Dans cet article, le CTIC présente des données inédites tirées de l’enquête auprès des étudiants. Cet article, qui accompagne le rapport principal, offre une analyse comparative des préférences des étudiants francophones dans les provinces anglophones du Canada et au Québec.
Au total, 340 étudiants francophones de partout au pays ont répondu au sondage, soit 87 de l’Ontario, 167 du Québec, et 86 des autres provinces canadiennes. Le sondage s’est déroulé en janvier et février 2023.
Principaux constats
Le sondage met en évidence l’importance que les étudiants francophones accordent à leur identité francophone et l’importance d’avoir accès à des programmes d’enseignement supérieur en français. Le sondage montre également l’importance que les étudiants francophones accordent au fait de travailler pendant leurs études et d’améliorer leur aptitude à l’emploi grâce à des stages, à des programmes d’alternance travail-études et à d’autres programmes d’apprentissage intégrés au travail pendant leurs études. Enfin, le sondage présente les défis auxquels les étudiants de tout le Canada sont confrontés en matière d’accès au logement et de programmes d’études complémentaires, mais très bénéfiques, comme les programmes d’études à l’étranger.
Un article connexe rédigé par des chercheurs du CTIC sur l’utilisation des compétences en français pour améliorer les perspectives d’emploi au Canada anglophone est offert ici.
Langue, identité et préférences en matière de langue dans l’enseignement supérieur
Les étudiants francophones interrogés partout au Canada ont massivement rapporté l’importance du français dans leur identité.

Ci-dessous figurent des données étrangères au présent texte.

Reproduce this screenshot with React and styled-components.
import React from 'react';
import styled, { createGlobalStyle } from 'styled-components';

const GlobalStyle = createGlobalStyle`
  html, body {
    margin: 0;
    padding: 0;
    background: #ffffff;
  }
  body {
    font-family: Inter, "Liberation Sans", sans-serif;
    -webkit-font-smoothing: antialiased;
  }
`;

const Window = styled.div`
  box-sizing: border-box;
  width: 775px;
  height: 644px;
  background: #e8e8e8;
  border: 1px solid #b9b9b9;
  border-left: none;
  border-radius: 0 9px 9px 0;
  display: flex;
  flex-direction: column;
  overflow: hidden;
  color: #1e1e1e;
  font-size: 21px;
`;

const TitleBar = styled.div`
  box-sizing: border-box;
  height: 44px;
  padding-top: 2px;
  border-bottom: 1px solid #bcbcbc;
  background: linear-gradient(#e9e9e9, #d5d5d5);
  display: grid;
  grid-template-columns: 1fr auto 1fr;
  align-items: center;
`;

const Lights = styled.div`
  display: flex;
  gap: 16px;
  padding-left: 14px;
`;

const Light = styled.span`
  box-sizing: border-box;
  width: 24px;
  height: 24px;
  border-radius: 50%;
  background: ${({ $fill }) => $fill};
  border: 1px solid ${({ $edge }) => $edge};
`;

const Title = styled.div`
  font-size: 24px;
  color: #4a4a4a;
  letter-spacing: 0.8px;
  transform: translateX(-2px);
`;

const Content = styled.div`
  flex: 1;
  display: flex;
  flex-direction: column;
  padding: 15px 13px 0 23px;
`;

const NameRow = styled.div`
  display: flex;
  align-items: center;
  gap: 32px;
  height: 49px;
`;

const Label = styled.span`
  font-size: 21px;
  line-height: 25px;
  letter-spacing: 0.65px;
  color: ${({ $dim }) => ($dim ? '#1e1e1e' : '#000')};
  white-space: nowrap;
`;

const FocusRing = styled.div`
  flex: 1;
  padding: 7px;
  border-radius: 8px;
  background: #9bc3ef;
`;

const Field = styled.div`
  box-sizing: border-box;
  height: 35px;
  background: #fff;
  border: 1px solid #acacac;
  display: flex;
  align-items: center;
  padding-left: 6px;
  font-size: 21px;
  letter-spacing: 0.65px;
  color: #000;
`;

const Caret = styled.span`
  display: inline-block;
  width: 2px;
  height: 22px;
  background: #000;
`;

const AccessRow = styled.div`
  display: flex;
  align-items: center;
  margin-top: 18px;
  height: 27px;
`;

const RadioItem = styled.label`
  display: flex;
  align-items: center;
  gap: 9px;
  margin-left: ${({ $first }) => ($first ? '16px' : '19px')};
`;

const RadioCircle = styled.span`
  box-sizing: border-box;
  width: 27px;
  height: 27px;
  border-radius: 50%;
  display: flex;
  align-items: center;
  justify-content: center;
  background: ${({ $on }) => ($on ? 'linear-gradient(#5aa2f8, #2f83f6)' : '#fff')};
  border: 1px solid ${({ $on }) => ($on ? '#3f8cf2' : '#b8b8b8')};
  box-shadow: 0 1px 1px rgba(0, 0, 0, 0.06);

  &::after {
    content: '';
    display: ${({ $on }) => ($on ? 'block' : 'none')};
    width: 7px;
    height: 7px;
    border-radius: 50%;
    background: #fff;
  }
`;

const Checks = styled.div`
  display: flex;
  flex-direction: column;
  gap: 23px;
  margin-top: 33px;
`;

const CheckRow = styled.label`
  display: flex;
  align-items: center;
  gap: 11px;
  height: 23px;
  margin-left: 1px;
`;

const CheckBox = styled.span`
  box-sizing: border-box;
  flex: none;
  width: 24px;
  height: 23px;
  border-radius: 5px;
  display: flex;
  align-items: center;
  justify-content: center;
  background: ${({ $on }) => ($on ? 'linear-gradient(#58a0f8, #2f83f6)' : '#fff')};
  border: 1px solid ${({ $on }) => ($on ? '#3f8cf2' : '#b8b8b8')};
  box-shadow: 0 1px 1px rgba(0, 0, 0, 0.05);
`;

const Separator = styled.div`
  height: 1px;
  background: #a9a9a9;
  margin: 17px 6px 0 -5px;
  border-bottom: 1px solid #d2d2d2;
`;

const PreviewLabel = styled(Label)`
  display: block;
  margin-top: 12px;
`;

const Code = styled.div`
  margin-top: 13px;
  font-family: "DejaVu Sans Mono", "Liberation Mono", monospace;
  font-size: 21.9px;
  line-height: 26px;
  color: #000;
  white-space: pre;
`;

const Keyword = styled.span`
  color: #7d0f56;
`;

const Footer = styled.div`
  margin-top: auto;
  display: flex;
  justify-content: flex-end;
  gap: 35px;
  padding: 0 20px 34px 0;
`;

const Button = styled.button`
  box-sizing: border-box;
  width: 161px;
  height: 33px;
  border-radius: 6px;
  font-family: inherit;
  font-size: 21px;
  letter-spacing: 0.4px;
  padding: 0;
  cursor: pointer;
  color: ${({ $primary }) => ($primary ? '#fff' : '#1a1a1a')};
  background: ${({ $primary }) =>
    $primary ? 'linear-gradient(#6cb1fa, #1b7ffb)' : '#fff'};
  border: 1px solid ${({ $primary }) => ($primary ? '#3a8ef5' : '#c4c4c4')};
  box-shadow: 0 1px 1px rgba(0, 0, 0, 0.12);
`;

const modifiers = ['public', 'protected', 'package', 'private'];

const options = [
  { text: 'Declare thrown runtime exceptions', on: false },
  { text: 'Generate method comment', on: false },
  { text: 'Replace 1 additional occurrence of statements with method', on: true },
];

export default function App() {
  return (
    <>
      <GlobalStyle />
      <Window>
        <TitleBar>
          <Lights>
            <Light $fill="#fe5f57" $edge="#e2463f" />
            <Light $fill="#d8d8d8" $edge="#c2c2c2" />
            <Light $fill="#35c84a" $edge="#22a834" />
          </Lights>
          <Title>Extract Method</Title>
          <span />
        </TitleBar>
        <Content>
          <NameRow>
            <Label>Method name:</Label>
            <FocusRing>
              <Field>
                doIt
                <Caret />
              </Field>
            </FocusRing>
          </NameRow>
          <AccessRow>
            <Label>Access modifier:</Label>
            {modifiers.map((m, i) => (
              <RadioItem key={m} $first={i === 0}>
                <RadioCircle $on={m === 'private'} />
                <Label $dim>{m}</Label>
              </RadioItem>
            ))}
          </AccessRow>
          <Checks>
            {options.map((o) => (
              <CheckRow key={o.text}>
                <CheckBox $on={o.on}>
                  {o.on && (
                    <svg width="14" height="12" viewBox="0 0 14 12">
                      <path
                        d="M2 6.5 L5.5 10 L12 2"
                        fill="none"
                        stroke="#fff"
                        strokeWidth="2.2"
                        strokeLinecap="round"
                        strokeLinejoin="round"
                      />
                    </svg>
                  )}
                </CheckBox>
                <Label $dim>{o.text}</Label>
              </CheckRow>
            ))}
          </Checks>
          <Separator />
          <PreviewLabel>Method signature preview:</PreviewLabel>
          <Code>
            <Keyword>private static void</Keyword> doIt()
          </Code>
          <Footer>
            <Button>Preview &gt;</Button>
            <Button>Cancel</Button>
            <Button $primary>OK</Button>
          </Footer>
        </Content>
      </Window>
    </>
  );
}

L’importance de la langue française pour l’identité individuelle des répondants est plus prononcée dans les provinces anglophones. En Ontario, 84 % des répondants ont affirmé que la langue française compte pour beaucoup dans leur identité; dans toutes les autres provinces anglo-canadiennes, presque tous les répondants (99 %) ont rapporté la même chose. Au Québec francophone, 84 % des répondants ont rapporté que la langue française compte pour beaucoup dans leur identité (figure 1).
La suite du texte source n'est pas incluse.